Minnesota-Louisiana hybrid

In May, Christopher was frantically finishing up the score so he could turn it over to David Frost, an Ohioan with "serious orchestrating chops." He was also completing the lineup of jazz musicians for the performance.

"I knew right from the beginning that I'd have to have a jazz band embedded in the orchestra, because the vocabulary for the instrument wasn't derived by clarinetists independently; it was derived from their role within the jazz ensemble," he said.

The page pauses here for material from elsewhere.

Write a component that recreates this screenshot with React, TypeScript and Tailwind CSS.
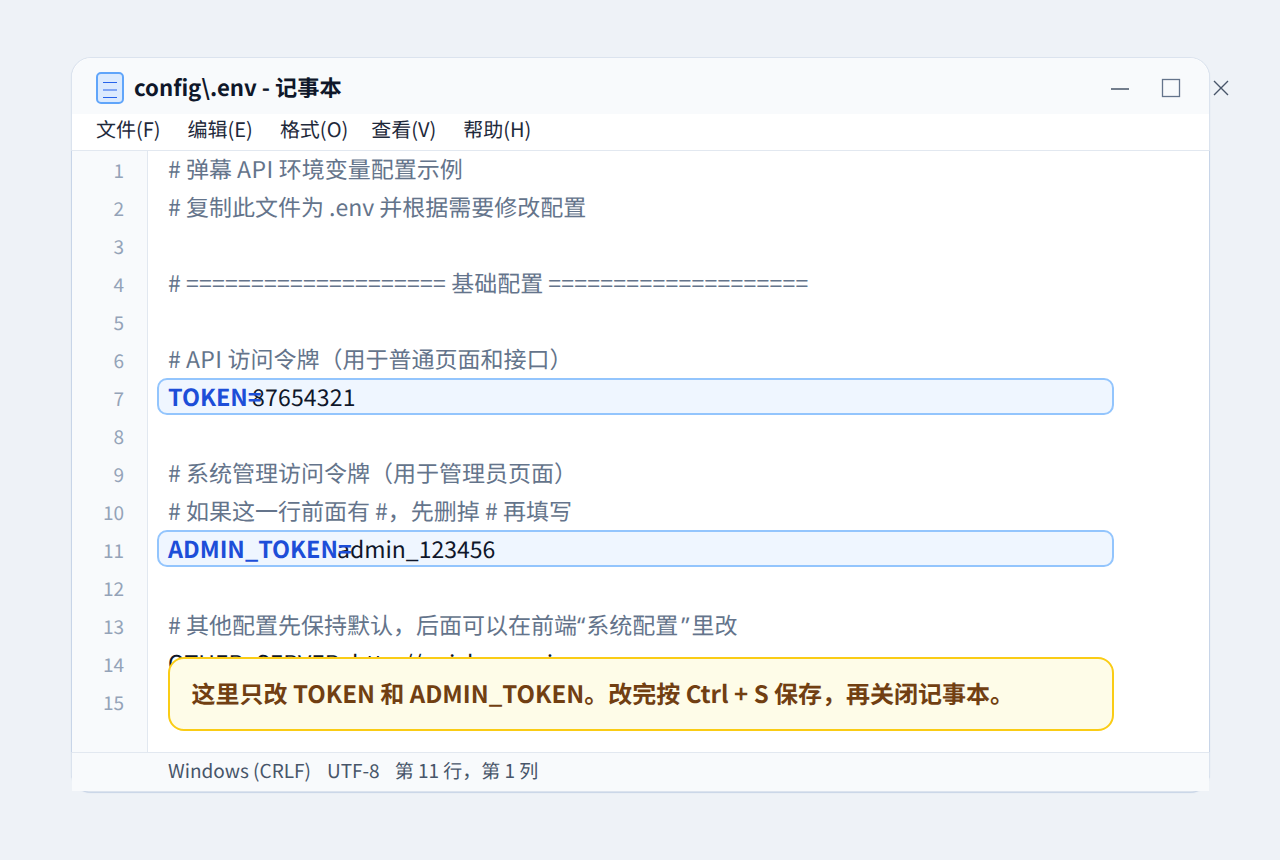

The band will be a hybrid from opposite ends of the river: New Orleanians Mayfield on trumpet, Don Vappie on banjo and Shannon Powell on drums, plus Minnesotans Gus Sandberg (sax) and Andrew Gillespie (percussion) of the Jack Brass Band, and trombonist Matthew Hanzelka and sousaphonist Erik Jacobsen of Mama Digdown's Brass Band.

As for the clarinetist and composer, Christopher hopes his piece will be a significant addition to the sparse literature created most successfully by guys named Ellington and Stravinsky.

"I'm doing my best not to make it a 'pops' offering, in the sense that a lot of times when you combine jazz and the orchestra, you get a texture that's kind of banal, where the orchestra is just playing weird little background figures behind jazz. I'm trying to make it much more of a dialogue between the orchestra and the band.

"If the only thing people walk away saying is, 'I didn't know the clarinet could do that,' then I've succeeded. If I create a little more curiosity or awareness of the tradition that specifically developed in New Orleans, then I've also done my job."